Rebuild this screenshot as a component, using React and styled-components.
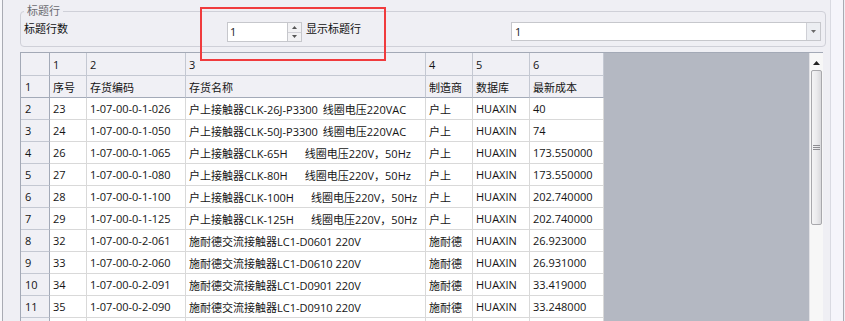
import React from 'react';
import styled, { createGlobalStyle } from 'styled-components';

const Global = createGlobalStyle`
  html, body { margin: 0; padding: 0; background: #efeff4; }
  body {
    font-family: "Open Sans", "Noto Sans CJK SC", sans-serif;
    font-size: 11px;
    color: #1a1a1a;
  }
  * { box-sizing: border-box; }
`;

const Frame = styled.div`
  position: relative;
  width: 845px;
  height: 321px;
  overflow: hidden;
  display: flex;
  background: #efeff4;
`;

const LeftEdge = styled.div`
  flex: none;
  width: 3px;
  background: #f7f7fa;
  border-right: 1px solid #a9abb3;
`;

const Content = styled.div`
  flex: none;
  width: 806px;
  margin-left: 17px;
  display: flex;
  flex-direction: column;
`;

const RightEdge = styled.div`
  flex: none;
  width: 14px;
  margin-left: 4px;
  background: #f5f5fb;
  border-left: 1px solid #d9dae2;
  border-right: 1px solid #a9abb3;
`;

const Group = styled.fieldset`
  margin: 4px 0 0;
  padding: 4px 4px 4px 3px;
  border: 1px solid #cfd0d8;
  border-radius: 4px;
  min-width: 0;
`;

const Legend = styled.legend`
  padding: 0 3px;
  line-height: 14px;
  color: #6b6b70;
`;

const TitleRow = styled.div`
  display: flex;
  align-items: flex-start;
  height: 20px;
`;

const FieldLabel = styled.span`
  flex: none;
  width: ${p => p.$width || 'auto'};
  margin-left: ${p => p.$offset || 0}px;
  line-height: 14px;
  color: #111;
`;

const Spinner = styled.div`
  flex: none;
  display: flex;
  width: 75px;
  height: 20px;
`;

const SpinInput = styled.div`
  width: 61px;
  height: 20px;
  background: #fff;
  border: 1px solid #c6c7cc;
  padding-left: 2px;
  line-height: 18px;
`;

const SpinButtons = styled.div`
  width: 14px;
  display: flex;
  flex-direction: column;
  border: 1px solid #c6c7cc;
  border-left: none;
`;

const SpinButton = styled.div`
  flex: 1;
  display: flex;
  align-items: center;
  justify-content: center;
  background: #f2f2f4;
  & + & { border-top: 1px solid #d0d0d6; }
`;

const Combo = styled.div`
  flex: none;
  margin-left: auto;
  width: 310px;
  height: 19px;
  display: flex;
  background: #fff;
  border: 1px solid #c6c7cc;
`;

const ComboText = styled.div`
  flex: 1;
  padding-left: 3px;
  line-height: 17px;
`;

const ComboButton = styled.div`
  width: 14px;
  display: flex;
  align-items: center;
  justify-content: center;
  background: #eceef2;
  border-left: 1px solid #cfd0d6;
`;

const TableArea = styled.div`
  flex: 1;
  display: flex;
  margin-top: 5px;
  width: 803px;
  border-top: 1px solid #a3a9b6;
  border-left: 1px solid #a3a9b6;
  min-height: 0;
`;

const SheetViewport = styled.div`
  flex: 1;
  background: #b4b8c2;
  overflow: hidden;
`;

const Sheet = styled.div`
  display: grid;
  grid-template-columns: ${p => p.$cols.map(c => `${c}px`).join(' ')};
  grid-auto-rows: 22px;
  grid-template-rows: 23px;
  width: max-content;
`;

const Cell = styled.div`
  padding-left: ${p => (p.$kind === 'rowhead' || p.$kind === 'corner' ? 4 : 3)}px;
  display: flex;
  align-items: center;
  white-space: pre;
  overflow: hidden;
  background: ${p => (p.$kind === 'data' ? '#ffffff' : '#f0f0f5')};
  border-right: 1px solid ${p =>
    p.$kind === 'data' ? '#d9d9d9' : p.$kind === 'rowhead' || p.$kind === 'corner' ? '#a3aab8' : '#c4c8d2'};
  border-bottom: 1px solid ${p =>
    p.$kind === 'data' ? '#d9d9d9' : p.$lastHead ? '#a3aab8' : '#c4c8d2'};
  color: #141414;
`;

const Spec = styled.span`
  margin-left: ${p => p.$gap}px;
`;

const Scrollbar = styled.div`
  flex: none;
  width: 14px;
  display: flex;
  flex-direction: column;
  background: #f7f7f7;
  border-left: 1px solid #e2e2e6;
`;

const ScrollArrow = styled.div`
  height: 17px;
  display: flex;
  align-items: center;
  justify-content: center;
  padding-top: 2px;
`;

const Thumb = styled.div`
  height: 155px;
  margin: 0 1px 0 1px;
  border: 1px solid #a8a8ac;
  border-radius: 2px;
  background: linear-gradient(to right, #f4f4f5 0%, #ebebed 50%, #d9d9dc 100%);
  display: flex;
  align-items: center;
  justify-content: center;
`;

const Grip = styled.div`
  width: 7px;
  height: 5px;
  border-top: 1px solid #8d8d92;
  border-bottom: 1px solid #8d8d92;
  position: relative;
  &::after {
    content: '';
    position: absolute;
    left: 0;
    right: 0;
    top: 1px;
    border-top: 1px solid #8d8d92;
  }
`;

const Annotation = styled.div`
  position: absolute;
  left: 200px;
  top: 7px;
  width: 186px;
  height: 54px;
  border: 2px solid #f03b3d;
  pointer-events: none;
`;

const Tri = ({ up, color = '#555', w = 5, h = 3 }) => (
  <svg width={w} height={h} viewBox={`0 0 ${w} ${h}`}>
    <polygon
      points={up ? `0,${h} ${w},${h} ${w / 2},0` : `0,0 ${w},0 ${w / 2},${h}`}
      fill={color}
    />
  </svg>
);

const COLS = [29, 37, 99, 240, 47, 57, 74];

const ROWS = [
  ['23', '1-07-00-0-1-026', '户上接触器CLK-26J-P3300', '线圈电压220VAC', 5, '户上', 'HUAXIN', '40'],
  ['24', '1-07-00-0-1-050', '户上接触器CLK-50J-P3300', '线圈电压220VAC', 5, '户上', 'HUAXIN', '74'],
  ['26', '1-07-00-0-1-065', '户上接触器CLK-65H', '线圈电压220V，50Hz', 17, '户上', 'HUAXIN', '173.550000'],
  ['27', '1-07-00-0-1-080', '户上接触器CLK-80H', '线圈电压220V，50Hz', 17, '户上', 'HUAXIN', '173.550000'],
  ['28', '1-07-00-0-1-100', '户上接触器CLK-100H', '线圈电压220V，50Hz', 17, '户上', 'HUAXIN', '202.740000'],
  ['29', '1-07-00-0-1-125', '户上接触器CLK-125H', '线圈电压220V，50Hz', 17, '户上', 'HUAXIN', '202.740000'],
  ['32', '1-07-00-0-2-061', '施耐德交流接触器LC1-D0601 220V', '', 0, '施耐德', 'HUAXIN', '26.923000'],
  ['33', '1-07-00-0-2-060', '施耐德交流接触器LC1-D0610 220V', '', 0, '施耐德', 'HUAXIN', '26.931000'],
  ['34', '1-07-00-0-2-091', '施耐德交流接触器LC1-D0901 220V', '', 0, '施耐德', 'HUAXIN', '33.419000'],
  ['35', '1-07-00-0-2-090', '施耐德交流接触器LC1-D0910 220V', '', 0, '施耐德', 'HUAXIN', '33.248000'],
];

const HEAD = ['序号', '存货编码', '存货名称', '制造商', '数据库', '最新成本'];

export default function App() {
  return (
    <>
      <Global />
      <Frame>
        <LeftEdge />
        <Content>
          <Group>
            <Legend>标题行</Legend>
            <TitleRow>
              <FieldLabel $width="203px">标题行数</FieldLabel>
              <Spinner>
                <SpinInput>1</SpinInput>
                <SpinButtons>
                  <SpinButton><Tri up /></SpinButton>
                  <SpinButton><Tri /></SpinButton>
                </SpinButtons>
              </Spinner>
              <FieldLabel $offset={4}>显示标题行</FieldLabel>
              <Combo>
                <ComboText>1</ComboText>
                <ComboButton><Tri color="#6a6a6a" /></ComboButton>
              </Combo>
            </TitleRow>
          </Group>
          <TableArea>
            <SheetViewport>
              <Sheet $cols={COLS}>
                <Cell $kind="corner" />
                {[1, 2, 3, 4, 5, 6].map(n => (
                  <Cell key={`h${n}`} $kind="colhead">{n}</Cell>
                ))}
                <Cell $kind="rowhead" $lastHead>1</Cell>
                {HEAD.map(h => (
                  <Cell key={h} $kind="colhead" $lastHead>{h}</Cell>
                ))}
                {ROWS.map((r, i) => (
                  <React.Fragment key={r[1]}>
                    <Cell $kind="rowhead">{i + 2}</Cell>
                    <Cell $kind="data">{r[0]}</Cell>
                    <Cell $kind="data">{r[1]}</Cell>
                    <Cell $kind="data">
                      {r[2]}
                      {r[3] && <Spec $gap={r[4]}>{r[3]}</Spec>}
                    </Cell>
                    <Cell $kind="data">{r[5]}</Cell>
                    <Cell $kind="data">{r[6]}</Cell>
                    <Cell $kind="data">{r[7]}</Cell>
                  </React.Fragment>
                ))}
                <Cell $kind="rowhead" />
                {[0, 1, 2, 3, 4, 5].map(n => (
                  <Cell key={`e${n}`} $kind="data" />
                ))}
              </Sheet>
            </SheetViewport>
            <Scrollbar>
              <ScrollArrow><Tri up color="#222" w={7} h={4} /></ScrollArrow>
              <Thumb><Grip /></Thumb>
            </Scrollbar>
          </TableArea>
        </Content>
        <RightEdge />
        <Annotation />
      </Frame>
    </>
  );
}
====
EXERCISE BRIEF: Go through the listing above and return every line where the word "components" occurs.

EXERCISE OUTPUT:
Rebuild this screenshot as a component, using React and styled-components.
import styled, { createGlobalStyle } from 'styled-components';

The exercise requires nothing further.